Stated exercise: Exactly retype the lines from the top of the data through the line containing "const dim = 'text-[#aca899]", leaving out every picture.

Records:
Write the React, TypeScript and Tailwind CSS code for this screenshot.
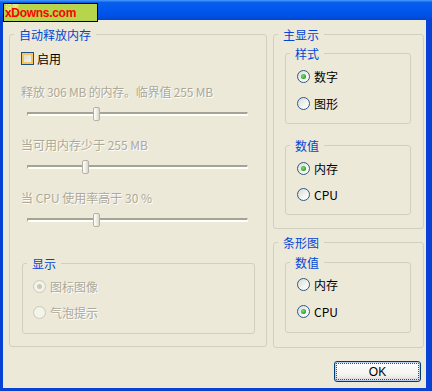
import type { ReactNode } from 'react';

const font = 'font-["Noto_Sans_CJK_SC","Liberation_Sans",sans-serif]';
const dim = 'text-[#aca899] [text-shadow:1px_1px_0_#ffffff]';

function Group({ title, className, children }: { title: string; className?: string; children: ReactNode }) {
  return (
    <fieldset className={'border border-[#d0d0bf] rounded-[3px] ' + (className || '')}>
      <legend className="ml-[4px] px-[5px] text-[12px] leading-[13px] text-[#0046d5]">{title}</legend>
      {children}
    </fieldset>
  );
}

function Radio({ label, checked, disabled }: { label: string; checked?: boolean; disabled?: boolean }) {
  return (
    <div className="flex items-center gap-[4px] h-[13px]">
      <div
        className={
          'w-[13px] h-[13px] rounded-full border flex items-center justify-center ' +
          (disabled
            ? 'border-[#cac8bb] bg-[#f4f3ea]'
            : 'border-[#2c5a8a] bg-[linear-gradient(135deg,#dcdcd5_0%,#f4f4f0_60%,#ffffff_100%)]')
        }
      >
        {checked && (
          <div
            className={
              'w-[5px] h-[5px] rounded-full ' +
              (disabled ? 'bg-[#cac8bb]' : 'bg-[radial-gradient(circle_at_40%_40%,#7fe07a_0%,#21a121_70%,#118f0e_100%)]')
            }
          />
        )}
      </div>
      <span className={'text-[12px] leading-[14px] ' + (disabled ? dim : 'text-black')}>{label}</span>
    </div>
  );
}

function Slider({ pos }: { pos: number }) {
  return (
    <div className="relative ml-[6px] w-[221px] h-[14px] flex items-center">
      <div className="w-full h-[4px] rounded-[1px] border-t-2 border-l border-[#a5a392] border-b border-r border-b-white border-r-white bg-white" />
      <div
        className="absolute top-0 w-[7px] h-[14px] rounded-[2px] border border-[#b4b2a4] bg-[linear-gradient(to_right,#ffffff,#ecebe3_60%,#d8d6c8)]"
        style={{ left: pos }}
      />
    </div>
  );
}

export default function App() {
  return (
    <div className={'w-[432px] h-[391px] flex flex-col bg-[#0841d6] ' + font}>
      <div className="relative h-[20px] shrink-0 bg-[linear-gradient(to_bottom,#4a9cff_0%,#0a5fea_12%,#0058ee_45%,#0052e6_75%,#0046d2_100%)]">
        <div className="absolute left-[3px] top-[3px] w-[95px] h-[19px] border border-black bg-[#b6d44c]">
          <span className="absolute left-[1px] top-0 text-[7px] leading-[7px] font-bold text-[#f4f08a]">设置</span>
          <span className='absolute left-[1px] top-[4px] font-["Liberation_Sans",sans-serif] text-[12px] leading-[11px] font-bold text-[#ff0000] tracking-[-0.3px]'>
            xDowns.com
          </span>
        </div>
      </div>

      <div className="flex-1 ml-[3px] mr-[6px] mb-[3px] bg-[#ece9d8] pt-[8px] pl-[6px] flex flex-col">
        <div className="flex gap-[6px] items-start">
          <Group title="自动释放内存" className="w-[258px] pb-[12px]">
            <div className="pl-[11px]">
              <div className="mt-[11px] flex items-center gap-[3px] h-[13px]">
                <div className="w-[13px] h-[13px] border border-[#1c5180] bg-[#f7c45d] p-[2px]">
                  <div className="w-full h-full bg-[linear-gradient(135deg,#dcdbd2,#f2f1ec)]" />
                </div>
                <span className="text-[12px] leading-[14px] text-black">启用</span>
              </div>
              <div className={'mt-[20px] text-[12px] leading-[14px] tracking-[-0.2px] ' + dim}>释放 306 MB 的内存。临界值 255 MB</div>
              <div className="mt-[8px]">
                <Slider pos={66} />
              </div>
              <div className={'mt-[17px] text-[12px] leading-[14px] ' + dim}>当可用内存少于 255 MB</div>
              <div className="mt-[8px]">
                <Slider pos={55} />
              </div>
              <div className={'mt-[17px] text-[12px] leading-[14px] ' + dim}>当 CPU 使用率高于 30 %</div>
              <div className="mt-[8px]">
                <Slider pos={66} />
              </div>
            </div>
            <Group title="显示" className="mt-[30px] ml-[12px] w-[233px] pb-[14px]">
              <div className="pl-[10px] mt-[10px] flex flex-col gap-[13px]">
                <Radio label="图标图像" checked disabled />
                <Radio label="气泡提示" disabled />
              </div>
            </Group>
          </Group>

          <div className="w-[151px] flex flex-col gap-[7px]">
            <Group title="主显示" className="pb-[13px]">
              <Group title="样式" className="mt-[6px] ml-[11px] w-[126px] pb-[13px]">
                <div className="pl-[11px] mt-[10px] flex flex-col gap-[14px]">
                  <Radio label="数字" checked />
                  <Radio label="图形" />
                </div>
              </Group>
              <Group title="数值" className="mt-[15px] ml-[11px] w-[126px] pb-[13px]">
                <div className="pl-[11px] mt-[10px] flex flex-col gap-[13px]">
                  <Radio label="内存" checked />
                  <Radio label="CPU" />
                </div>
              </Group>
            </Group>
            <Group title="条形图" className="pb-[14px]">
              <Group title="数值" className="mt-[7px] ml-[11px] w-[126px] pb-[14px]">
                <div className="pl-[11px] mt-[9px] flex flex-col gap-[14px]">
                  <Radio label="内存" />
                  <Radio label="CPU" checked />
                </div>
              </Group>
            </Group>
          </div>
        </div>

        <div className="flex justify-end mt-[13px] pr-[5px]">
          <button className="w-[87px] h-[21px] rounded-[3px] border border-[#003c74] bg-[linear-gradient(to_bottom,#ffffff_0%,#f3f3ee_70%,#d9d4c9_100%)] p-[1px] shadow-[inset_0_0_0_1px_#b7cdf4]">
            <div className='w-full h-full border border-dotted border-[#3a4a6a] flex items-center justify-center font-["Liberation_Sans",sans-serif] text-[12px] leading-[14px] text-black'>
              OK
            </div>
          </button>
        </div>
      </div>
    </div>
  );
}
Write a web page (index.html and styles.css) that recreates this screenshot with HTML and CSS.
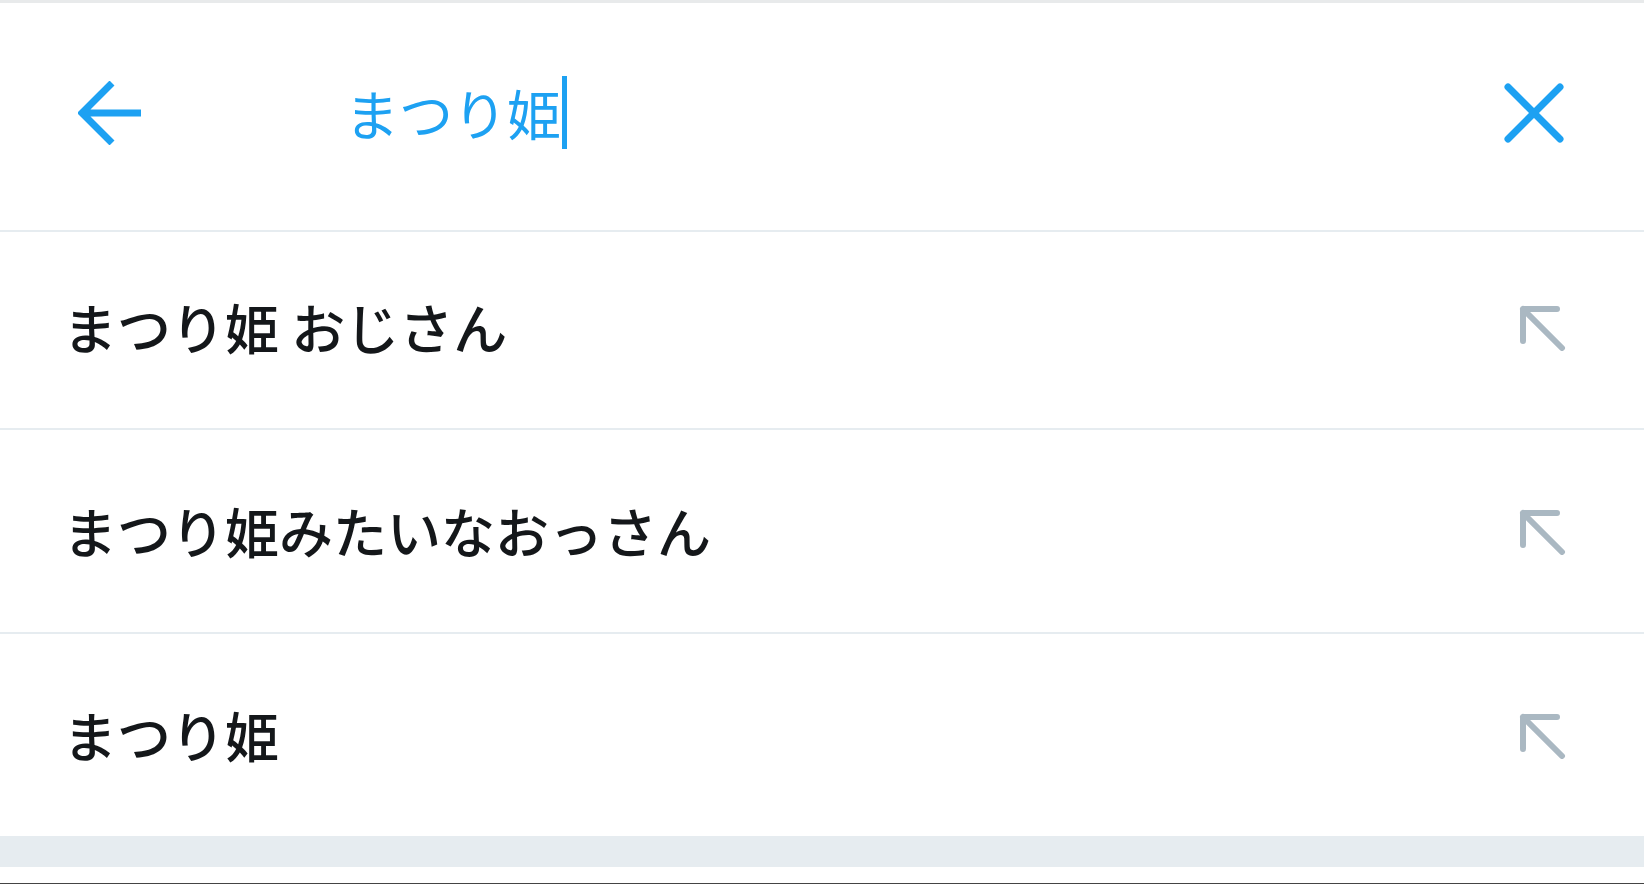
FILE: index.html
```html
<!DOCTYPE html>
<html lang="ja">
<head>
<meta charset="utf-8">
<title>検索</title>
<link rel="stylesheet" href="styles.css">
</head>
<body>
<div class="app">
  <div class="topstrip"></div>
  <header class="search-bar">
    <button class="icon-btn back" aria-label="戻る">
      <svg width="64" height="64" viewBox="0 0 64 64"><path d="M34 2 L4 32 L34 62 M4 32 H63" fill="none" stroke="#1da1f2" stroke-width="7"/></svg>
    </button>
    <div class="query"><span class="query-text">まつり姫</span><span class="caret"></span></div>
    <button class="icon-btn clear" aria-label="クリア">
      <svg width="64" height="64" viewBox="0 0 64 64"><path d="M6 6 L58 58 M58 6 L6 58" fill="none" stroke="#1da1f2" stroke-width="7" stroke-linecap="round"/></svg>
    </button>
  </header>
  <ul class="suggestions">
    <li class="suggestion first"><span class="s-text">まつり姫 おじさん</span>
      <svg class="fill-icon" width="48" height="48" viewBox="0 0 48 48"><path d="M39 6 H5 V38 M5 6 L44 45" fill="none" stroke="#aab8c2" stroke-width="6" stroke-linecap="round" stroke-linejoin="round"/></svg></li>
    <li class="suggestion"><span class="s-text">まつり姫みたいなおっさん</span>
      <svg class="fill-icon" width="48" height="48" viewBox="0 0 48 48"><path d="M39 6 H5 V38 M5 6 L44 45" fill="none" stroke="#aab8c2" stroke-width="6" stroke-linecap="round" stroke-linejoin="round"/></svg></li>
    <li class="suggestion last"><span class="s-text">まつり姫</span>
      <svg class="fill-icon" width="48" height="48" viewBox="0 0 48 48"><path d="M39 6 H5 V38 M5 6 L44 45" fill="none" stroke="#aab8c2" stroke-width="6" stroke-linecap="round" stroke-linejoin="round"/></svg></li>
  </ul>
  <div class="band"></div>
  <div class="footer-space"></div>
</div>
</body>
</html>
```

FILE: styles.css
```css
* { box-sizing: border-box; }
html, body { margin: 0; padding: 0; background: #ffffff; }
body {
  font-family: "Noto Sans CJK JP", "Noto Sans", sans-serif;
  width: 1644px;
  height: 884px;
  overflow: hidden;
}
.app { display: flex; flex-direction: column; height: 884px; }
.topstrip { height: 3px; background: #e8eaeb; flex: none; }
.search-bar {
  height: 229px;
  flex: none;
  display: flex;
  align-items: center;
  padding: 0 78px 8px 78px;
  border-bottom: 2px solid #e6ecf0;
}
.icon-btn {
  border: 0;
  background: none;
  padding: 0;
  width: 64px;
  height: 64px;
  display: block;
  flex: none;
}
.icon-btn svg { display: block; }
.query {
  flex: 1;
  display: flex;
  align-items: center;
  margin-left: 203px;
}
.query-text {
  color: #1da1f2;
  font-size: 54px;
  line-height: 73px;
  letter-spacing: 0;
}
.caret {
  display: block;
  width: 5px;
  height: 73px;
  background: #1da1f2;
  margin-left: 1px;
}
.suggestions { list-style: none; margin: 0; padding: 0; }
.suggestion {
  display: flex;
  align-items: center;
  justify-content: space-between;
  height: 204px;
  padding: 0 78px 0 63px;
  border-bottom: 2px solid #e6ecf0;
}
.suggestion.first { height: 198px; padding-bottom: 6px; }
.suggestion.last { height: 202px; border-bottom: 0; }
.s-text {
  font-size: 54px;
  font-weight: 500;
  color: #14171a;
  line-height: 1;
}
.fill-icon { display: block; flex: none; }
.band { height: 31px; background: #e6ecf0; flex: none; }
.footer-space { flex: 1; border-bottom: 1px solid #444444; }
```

Complete output:
Write the React, TypeScript and Tailwind CSS code for this screenshot.
import type { ReactNode } from 'react';

const font = 'font-["Noto_Sans_CJK_SC","Liberation_Sans",sans-serif]';
const dim = 'text-[#aca899] [text-shadow:1px_1px_0_#ffffff]';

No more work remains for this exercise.